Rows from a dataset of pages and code
--------------------------------

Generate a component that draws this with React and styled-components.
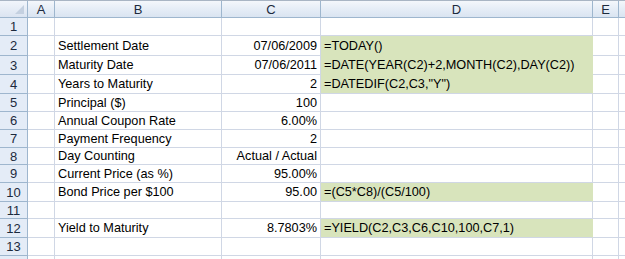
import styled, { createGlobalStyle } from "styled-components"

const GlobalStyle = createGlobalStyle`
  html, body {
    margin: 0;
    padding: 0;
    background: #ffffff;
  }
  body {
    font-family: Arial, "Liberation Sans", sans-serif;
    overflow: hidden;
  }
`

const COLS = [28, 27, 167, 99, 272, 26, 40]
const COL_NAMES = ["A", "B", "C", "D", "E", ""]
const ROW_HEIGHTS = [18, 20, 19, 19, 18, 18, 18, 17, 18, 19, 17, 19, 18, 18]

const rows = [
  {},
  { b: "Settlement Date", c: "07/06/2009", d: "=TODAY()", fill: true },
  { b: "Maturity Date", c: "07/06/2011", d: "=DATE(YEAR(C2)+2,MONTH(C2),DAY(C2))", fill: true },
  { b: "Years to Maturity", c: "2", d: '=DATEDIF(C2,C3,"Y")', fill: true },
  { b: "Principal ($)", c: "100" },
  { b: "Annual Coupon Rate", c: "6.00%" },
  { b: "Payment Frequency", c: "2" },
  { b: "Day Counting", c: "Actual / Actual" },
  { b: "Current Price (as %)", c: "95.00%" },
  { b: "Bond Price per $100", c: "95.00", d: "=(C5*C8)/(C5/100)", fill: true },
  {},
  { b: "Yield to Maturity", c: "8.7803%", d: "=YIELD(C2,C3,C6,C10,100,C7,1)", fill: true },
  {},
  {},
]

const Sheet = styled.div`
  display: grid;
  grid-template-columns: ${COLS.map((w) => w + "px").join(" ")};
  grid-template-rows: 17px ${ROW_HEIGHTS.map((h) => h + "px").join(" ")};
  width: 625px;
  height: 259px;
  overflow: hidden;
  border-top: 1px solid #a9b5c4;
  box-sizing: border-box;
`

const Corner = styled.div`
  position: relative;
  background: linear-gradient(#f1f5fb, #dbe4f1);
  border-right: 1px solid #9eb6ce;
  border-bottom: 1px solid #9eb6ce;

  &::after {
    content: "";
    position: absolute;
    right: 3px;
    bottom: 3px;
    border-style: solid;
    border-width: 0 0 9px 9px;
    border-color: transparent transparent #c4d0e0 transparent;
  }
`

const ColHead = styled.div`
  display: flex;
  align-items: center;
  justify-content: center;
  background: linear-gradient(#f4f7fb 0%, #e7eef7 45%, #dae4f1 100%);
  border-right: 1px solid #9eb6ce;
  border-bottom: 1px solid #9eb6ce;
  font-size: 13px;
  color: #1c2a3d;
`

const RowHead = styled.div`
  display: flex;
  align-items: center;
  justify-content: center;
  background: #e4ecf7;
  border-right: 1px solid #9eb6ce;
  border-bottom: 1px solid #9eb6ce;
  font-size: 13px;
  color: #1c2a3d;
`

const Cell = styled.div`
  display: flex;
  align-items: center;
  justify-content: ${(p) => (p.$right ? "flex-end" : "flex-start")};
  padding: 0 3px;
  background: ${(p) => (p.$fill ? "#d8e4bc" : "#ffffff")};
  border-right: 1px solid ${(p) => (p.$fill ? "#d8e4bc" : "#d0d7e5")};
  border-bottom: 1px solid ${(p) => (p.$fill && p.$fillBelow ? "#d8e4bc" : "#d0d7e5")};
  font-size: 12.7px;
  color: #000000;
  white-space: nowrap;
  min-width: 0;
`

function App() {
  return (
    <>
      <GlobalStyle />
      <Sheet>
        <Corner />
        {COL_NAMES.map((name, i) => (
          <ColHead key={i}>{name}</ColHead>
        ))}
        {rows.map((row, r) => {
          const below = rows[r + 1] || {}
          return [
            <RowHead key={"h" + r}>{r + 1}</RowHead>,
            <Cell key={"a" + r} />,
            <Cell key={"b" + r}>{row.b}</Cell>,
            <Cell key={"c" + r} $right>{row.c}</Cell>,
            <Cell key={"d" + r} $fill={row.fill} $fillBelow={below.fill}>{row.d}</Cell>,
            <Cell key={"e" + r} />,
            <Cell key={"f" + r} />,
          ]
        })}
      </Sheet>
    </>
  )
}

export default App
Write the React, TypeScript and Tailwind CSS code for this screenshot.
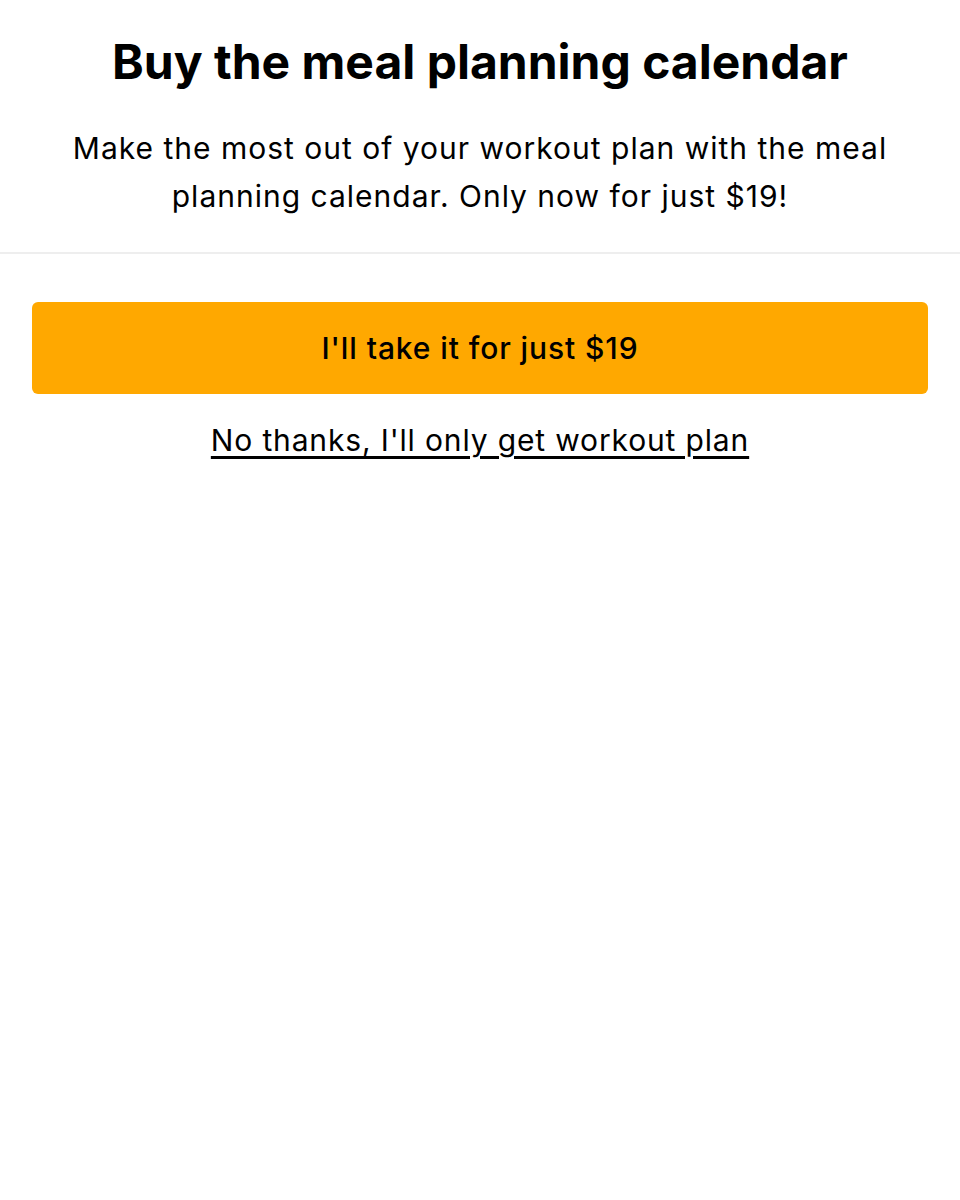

--------------------------------

### STATED GOAL:
Reproduce all of the entries word for word, skipping any pictures they hold.

### RESPONSE TO THIS TASK:
Generate a component that draws this with React and styled-components.
import styled, { createGlobalStyle } from "styled-components"

const GlobalStyle = createGlobalStyle`
  html, body {
    margin: 0;
    padding: 0;
    background: #ffffff;
  }
  body {
    font-family: Arial, "Liberation Sans", sans-serif;
    overflow: hidden;
  }
`

const COLS = [28, 27, 167, 99, 272, 26, 40]
const COL_NAMES = ["A", "B", "C", "D", "E", ""]
const ROW_HEIGHTS = [18, 20, 19, 19, 18, 18, 18, 17, 18, 19, 17, 19, 18, 18]

const rows = [
  {},
  { b: "Settlement Date", c: "07/06/2009", d: "=TODAY()", fill: true },
  { b: "Maturity Date", c: "07/06/2011", d: "=DATE(YEAR(C2)+2,MONTH(C2),DAY(C2))", fill: true },
  { b: "Years to Maturity", c: "2", d: '=DATEDIF(C2,C3,"Y")', fill: true },
  { b: "Principal ($)", c: "100" },
  { b: "Annual Coupon Rate", c: "6.00%" },
  { b: "Payment Frequency", c: "2" },
  { b: "Day Counting", c: "Actual / Actual" },
  { b: "Current Price (as %)", c: "95.00%" },
  { b: "Bond Price per $100", c: "95.00", d: "=(C5*C8)/(C5/100)", fill: true },
  {},
  { b: "Yield to Maturity", c: "8.7803%", d: "=YIELD(C2,C3,C6,C10,100,C7,1)", fill: true },
  {},
  {},
]

const Sheet = styled.div`
  display: grid;
  grid-template-columns: ${COLS.map((w) => w + "px").join(" ")};
  grid-template-rows: 17px ${ROW_HEIGHTS.map((h) => h + "px").join(" ")};
  width: 625px;
  height: 259px;
  overflow: hidden;
  border-top: 1px solid #a9b5c4;
  box-sizing: border-box;
`

const Corner = styled.div`
  position: relative;
  background: linear-gradient(#f1f5fb, #dbe4f1);
  border-right: 1px solid #9eb6ce;
  border-bottom: 1px solid #9eb6ce;

  &::after {
    content: "";
    position: absolute;
    right: 3px;
    bottom: 3px;
    border-style: solid;
    border-width: 0 0 9px 9px;
    border-color: transparent transparent #c4d0e0 transparent;
  }
`

const ColHead = styled.div`
  display: flex;
  align-items: center;
  justify-content: center;
  background: linear-gradient(#f4f7fb 0%, #e7eef7 45%, #dae4f1 100%);
  border-right: 1px solid #9eb6ce;
  border-bottom: 1px solid #9eb6ce;
  font-size: 13px;
  color: #1c2a3d;
`

const RowHead = styled.div`
  display: flex;
  align-items: center;
  justify-content: center;
  background: #e4ecf7;
  border-right: 1px solid #9eb6ce;
  border-bottom: 1px solid #9eb6ce;
  font-size: 13px;
  color: #1c2a3d;
`

const Cell = styled.div`
  display: flex;
  align-items: center;
  justify-content: ${(p) => (p.$right ? "flex-end" : "flex-start")};
  padding: 0 3px;
  background: ${(p) => (p.$fill ? "#d8e4bc" : "#ffffff")};
  border-right: 1px solid ${(p) => (p.$fill ? "#d8e4bc" : "#d0d7e5")};
  border-bottom: 1px solid ${(p) => (p.$fill && p.$fillBelow ? "#d8e4bc" : "#d0d7e5")};
  font-size: 12.7px;
  color: #000000;
  white-space: nowrap;
  min-width: 0;
`

function App() {
  return (
    <>
      <GlobalStyle />
      <Sheet>
        <Corner />
        {COL_NAMES.map((name, i) => (
          <ColHead key={i}>{name}</ColHead>
        ))}
        {rows.map((row, r) => {
          const below = rows[r + 1] || {}
          return [
            <RowHead key={"h" + r}>{r + 1}</RowHead>,
            <Cell key={"a" + r} />,
            <Cell key={"b" + r}>{row.b}</Cell>,
            <Cell key={"c" + r} $right>{row.c}</Cell>,
            <Cell key={"d" + r} $fill={row.fill} $fillBelow={below.fill}>{row.d}</Cell>,
            <Cell key={"e" + r} />,
            <Cell key={"f" + r} />,
          ]
        })}
      </Sheet>
    </>
  )
}

export default App
Write the React, TypeScript and Tailwind CSS code for this screenshot.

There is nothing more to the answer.